8/20/25
Why My Generation Still Lives At Home
As you’ve probably realized, since I work in the financial
industry, in addition to typing stuff into my computer all the time on this
blog, I think about money and numbers
all
the time.
And lately, I’ve been thinking about how much money I make.
I’ve come to the realization that B)I’m not making enough, fast enough, and B)I
don’t make anywhere near as much as I think I do.
What do I mean? Don’t I have a set salary?

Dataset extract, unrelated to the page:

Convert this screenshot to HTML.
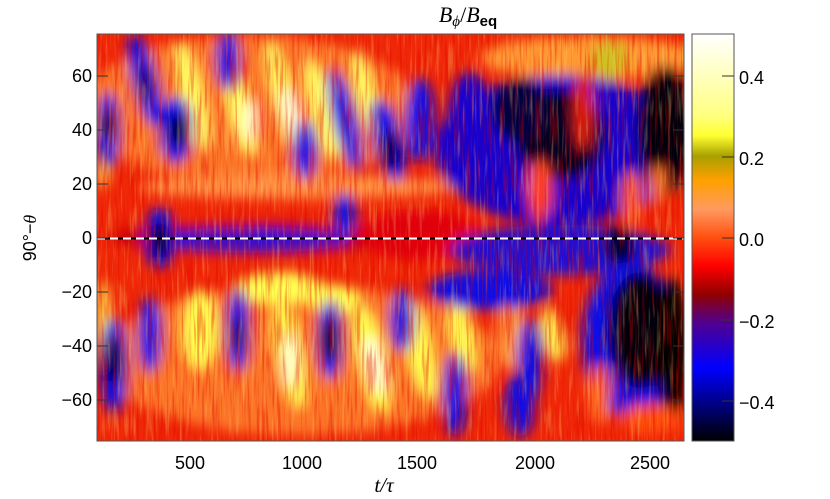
<!DOCTYPE html>
<html><head><meta charset="utf-8"><style>
html,body{margin:0;padding:0;background:#fff;}
svg{display:block;font-family:"Liberation Sans",sans-serif;}
</style></head><body>
<svg width="830" height="499" viewBox="0 0 830 499" xmlns="http://www.w3.org/2000/svg">
<defs>
<clipPath id="cp"><rect x="97" y="34" width="587" height="407"/></clipPath>
<filter id="bl" x="-10%" y="-10%" width="120%" height="120%"><feGaussianBlur stdDeviation="6"/></filter>
<filter id="nz" x="0" y="0" width="100%" height="100%">
<feTurbulence type="fractalNoise" baseFrequency="0.4 0.02" numOctaves="2" seed="3"/>
<feColorMatrix type="matrix" values="0 0 0 0 0.75  0 0 0 0 0  0 0 0 0 0  0 0 0 4 -1.9"/>
</filter>
<filter id="nz2" x="0" y="0" width="100%" height="100%">
<feTurbulence type="fractalNoise" baseFrequency="0.35 0.025" numOctaves="2" seed="9"/>
<feColorMatrix type="matrix" values="0 0 0 0 1  0 0 0 0 0.7  0 0 0 0 0.2  0 0 0 4 -2.1"/>
</filter>
<linearGradient id="cb" x1="0" y1="0" x2="0" y2="1">
<stop offset="0" stop-color="#ffffff"/>
<stop offset="0.2" stop-color="#ffff80"/>
<stop offset="0.25" stop-color="#ffff30"/>
<stop offset="0.3" stop-color="#a8a000"/>
<stop offset="0.36" stop-color="#ffa000"/>
<stop offset="0.43" stop-color="#ff9a60"/>
<stop offset="0.5" stop-color="#ff5010"/>
<stop offset="0.57" stop-color="#ff0000"/>
<stop offset="0.64" stop-color="#900000"/>
<stop offset="0.71" stop-color="#500090"/>
<stop offset="0.82" stop-color="#0000ff"/>
<stop offset="0.9" stop-color="#000090"/>
<stop offset="1" stop-color="#000000"/>
</linearGradient>
</defs>
<g clip-path="url(#cp)">
<rect x="97" y="34" width="587" height="407" fill="#f02808"/>
<g filter="url(#bl)">
<ellipse cx="250" cy="110" rx="170" ry="75" fill="#ff8a30" opacity="0.8"/>
<ellipse cx="300" cy="360" rx="200" ry="75" fill="#ff8a30" opacity="0.8"/>
<ellipse cx="300" cy="187" rx="160" ry="12" fill="#ff9040"/>
<ellipse cx="590" cy="58" rx="110" ry="22" fill="#ff9a30"/>
<ellipse cx="560" cy="150" rx="125" ry="75" fill="#1800d0"/>
<ellipse cx="560" cy="135" rx="45" ry="45" fill="#000020"/>
<ellipse cx="665" cy="130" rx="28" ry="65" fill="#000010"/>
<ellipse cx="520" cy="110" rx="28" ry="32" fill="#000040"/>
<ellipse cx="540" cy="190" rx="12" ry="30" fill="#ff4010"/>
<ellipse cx="583" cy="110" rx="9" ry="40" fill="#e02010"/>
<ellipse cx="632" cy="200" rx="10" ry="28" fill="#ff6020"/>
<ellipse cx="658" cy="185" rx="8" ry="20" fill="#ff7020"/>
<ellipse cx="470" cy="120" rx="22" ry="48" fill="#1800d0"/>
<ellipse cx="610" cy="60" rx="18" ry="20" fill="#d0c020"/>
<g fill="#ffff60">
<ellipse cx="104" cy="150" rx="6" ry="40"/>
<ellipse cx="192" cy="95" rx="12" ry="55" transform="rotate(-14 192 95)"/>
<ellipse cx="240" cy="110" rx="12" ry="48" transform="rotate(-14 240 110)"/>
<ellipse cx="283" cy="95" rx="11" ry="55" transform="rotate(-14 283 95)"/>
<ellipse cx="322" cy="110" rx="12" ry="52" transform="rotate(-14 322 110)"/>
<ellipse cx="366" cy="95" rx="10" ry="45" transform="rotate(-14 366 95)"/>
</g>
<ellipse cx="292" cy="115" rx="8" ry="28" fill="#ffffe0" transform="rotate(-14 292 115)"/>
<ellipse cx="250" cy="120" rx="7" ry="22" fill="#ffffd0"/>
<g fill="#0808e8">
<ellipse cx="108" cy="130" rx="12" ry="38"/>
<ellipse cx="145" cy="80" rx="13" ry="48" transform="rotate(-14 145 80)"/>
<ellipse cx="176" cy="130" rx="17" ry="34"/>
<ellipse cx="228" cy="60" rx="12" ry="30"/>
<ellipse cx="305" cy="150" rx="12" ry="30"/>
<ellipse cx="345" cy="120" rx="12" ry="52" transform="rotate(-14 345 120)"/>
<ellipse cx="388" cy="140" rx="15" ry="42" transform="rotate(-14 388 140)"/>
<ellipse cx="420" cy="120" rx="15" ry="42"/>
</g>
<ellipse cx="108" cy="125" rx="7" ry="15" fill="#000"/>
<ellipse cx="178" cy="130" rx="9" ry="17" fill="#000"/>
<ellipse cx="390" cy="150" rx="8" ry="20" fill="#000040"/>
<ellipse cx="145" cy="85" rx="6" ry="20" fill="#000060"/>
<ellipse cx="260" cy="238" rx="150" ry="16" fill="#c00010"/>
<ellipse cx="250" cy="240" rx="100" ry="13" fill="#3010d0"/>
<ellipse cx="160" cy="238" rx="16" ry="30" fill="#0808e8"/>
<ellipse cx="160" cy="240" rx="9" ry="18" fill="#000"/>
<ellipse cx="420" cy="235" rx="60" ry="25" fill="#e00010"/>
<ellipse cx="560" cy="250" rx="110" ry="25" fill="#2010d0"/>
<ellipse cx="620" cy="245" rx="15" ry="20" fill="#000030"/>
<ellipse cx="345" cy="215" rx="12" ry="22" fill="#1818e0"/>
<g fill="#ffff50">
<ellipse cx="104" cy="330" rx="6" ry="50"/>
<ellipse cx="200" cy="330" rx="18" ry="40"/>
<ellipse cx="280" cy="288" rx="45" ry="16"/>
<ellipse cx="290" cy="355" rx="13" ry="55" transform="rotate(-10 290 355)"/>
<ellipse cx="335" cy="300" rx="25" ry="15"/>
<ellipse cx="372" cy="360" rx="15" ry="55" transform="rotate(-12 372 360)"/>
<ellipse cx="420" cy="350" rx="13" ry="50" transform="rotate(-12 420 350)"/>
<ellipse cx="462" cy="335" rx="12" ry="38" transform="rotate(-12 462 335)"/>
<ellipse cx="553" cy="335" rx="10" ry="28" transform="rotate(-12 553 335)"/>
</g>
<ellipse cx="375" cy="365" rx="8" ry="30" fill="#ffffe0" transform="rotate(-12 375 365)"/>
<ellipse cx="290" cy="360" rx="6" ry="28" fill="#ffffe0"/>
<ellipse cx="510" cy="330" rx="12" ry="40" fill="#ffa040"/>
<ellipse cx="600" cy="390" rx="12" ry="35" fill="#ffa040"/>
<g fill="#0808e8">
<ellipse cx="114" cy="365" rx="14" ry="48"/>
<ellipse cx="150" cy="335" rx="12" ry="38"/>
<ellipse cx="238" cy="330" rx="12" ry="42"/>
<ellipse cx="330" cy="340" rx="13" ry="40"/>
<ellipse cx="402" cy="320" rx="12" ry="32"/>
<ellipse cx="455" cy="395" rx="12" ry="42"/>
<ellipse cx="520" cy="405" rx="15" ry="32"/>
<ellipse cx="490" cy="290" rx="62" ry="20"/>
<ellipse cx="530" cy="360" rx="13" ry="42"/>
<ellipse cx="630" cy="340" rx="48" ry="78"/>
</g>
<ellipse cx="114" cy="360" rx="8" ry="25" fill="#000"/>
<ellipse cx="330" cy="340" rx="8" ry="22" fill="#000"/>
<ellipse cx="238" cy="335" rx="6" ry="18" fill="#000060"/>
<ellipse cx="640" cy="330" rx="32" ry="58" fill="#000010"/>
<ellipse cx="672" cy="350" rx="16" ry="72" fill="#000"/>
<ellipse cx="600" cy="395" rx="10" ry="30" fill="#ff7020"/>
<ellipse cx="650" cy="420" rx="30" ry="16" fill="#ff5010"/>
</g>
<rect x="97" y="34" width="587" height="407" filter="url(#nz)" opacity="0.38"/>
<rect x="97" y="34" width="587" height="407" filter="url(#nz2)" opacity="0.28"/>
<line x1="97" y1="238.5" x2="684" y2="238.5" stroke="#000" stroke-width="2"/>
<line x1="97" y1="238.5" x2="684" y2="238.5" stroke="#fff" stroke-width="2" stroke-dasharray="8 5"/>
</g>
<rect x="97" y="34" width="587" height="407" fill="none" stroke="#555" stroke-width="1"/>
<g stroke="#333" stroke-width="1">
<line x1="97" y1="76" x2="108" y2="76"/><line x1="97" y1="130" x2="108" y2="130"/>
<line x1="97" y1="184" x2="108" y2="184"/><line x1="97" y1="238" x2="108" y2="238"/>
<line x1="97" y1="292" x2="108" y2="292"/><line x1="97" y1="346" x2="108" y2="346"/>
<line x1="97" y1="400" x2="108" y2="400"/>
<line x1="684" y1="76" x2="673" y2="76"/><line x1="684" y1="130" x2="673" y2="130"/>
<line x1="684" y1="184" x2="673" y2="184"/><line x1="684" y1="238" x2="673" y2="238"/>
<line x1="684" y1="292" x2="673" y2="292"/><line x1="684" y1="346" x2="673" y2="346"/>
<line x1="684" y1="400" x2="673" y2="400"/>
</g>
<g font-size="18" fill="#000" text-anchor="end">
<text x="92" y="82">60</text><text x="92" y="136">40</text><text x="92" y="190">20</text>
<text x="92" y="244">0</text><text x="92" y="298">−20</text><text x="92" y="352">−40</text>
<text x="92" y="406">−60</text>
</g>
<g font-size="18" fill="#000" text-anchor="middle">
<text x="190" y="469">500</text><text x="302" y="469">1000</text><text x="417" y="469">1500</text>
<text x="535" y="469">2000</text><text x="650" y="469">2500</text>
</g>
<text x="384" y="492" font-family="Liberation Serif,serif" font-style="italic" font-size="21" text-anchor="middle">t/τ</text>
<text transform="translate(36 238) rotate(-90)" font-size="18" text-anchor="middle">90°−<tspan font-family="Liberation Serif,serif" font-style="italic">θ</tspan></text>
<text x="468" y="22" font-family="Liberation Serif,serif" font-size="22" text-anchor="middle"><tspan font-style="italic">B</tspan><tspan font-size="15" dy="4" font-style="italic">ϕ</tspan><tspan dy="-4">/</tspan><tspan font-style="italic">B</tspan><tspan font-size="15" dy="4" font-family="Liberation Sans,sans-serif" font-weight="bold">eq</tspan></text>
<rect x="692" y="34" width="42" height="407" fill="url(#cb)" stroke="#555" stroke-width="1"/>
<g stroke="#333"><line x1="722" y1="76" x2="734" y2="76"/><line x1="722" y1="157" x2="734" y2="157"/>
<line x1="722" y1="238" x2="734" y2="238"/><line x1="722" y1="320" x2="734" y2="320"/><line x1="722" y1="401" x2="734" y2="401"/></g>
<g font-size="18" fill="#000">
<text x="739" y="84">0.4</text><text x="739" y="165">0.2</text><text x="739" y="246">0.0</text>
<text x="739" y="328">−0.2</text><text x="739" y="409">−0.4</text>
</g>
</svg>
</body></html>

Well, yes, of course I do. But salary isn’t an indication of
how much money I make… in fact, for most people, it’s usually an indicate of
how much money they spend.
That’s because Americans are
shoddy savers overall.
They keep an abysmally low sum of the money they make each month. Everything
they make is going to the mortgage, the car payment, the student loan, the
restaurants they eat out in, the kids’ private schools, the bathroom upgrades,
the furniture in their house, their gym membership, or any number of other
things, not to mention food and other necessities of life.
I prefer to look at salary a little differently.
If we define “salary” as the amount of money we are keeping
each month after all expenses, instead of the amount we bring in each month, we
get a truer picture. In other words, any money which goes toward something
productive, which will earn us interest or a return over time, we should count
as salary, and nothing else. Once we have this nailed down, we can better
define our actual salary, even down to an hourly rate.
And if you have a good idea of where your money is going, as
well as a system set up where you always
pay yourself first, it’s pretty
easy to figure this one out.
Take an account of all money you keep. This includes the
following:
- Money going towards principal on your home
mortgage
- Money you contribute to a 401K
- Money your employer matches in your 401K
- Any extra amount you put into savings or
investments when you “pay yourself first"
- Any amounts left after you have paid bills,
bought necessities of life, etc
Let’s make this interesting with a case study.
I’ll pretend I’m the average American who makes around
$52,000 per year. This makes my hourly pay roughly $25 per hour.
My bi-weekly income is an even $2000. I contribute 5% pre-tax
to my employer’s 401K, and the company matches another 5%. My mortgage is $750,
but only $250 of that is going to principal. I save an additional 10% of my
gross income to put into savings and investments. I have $200 left at the end
of the month. This amounts to:
- $5200 per year for the 401K contributions
- $5200 per year on the personal savings
- $3000 on the mortgage
- $2400 in extra money at the end of the month
It looks like I’m saving $15,800 per year towards something
productive. How’s my pay rate look now?
Well, the average person works 2060 hours in a year (160 per
month, 40 per week), so I guess I’m actually only making about……
$7.66 an hour??????
That freaking sucks! I was making better money as a 16-year-old
living at home with my parents, scooping ice cream for a living in my free time, where I got to keep roughly
82% of my take-home pay!
Do you see what we did here? Do you see now why I said I’m
not making enough money, fast enough? At this rate, no one is going to retire
early… unless some changes are made.
How to Fix This
What’s the solution here?
I need to dial up my savings rate, and dial up my investing.
I need to dial down my spending by getting rid of stuff in my life that’s
causing me to lose money.
I’ve written before about how it’s possible,
according to the math of retirement, to make sure you have no more than a 10-year working life, as
long as you’re disciplined and smart with your money. I recommend you review
that article.
And if you run this own exercise on your own situation and find that you're making even less than what I came up with above.... it's time to make some serious lifestyle changes. Imagine if you came up with $0 per hour. You would have to ask yourself, "Where am I going in life?"
If you've come to that conclusion, you could use a drop-by to my section on
Personal Finance. It's got a lot of great insight about how to minimize expenses and maximize savings.
So take the time to look into this, and do whatever you need to, to get moving toward financial stability and independence.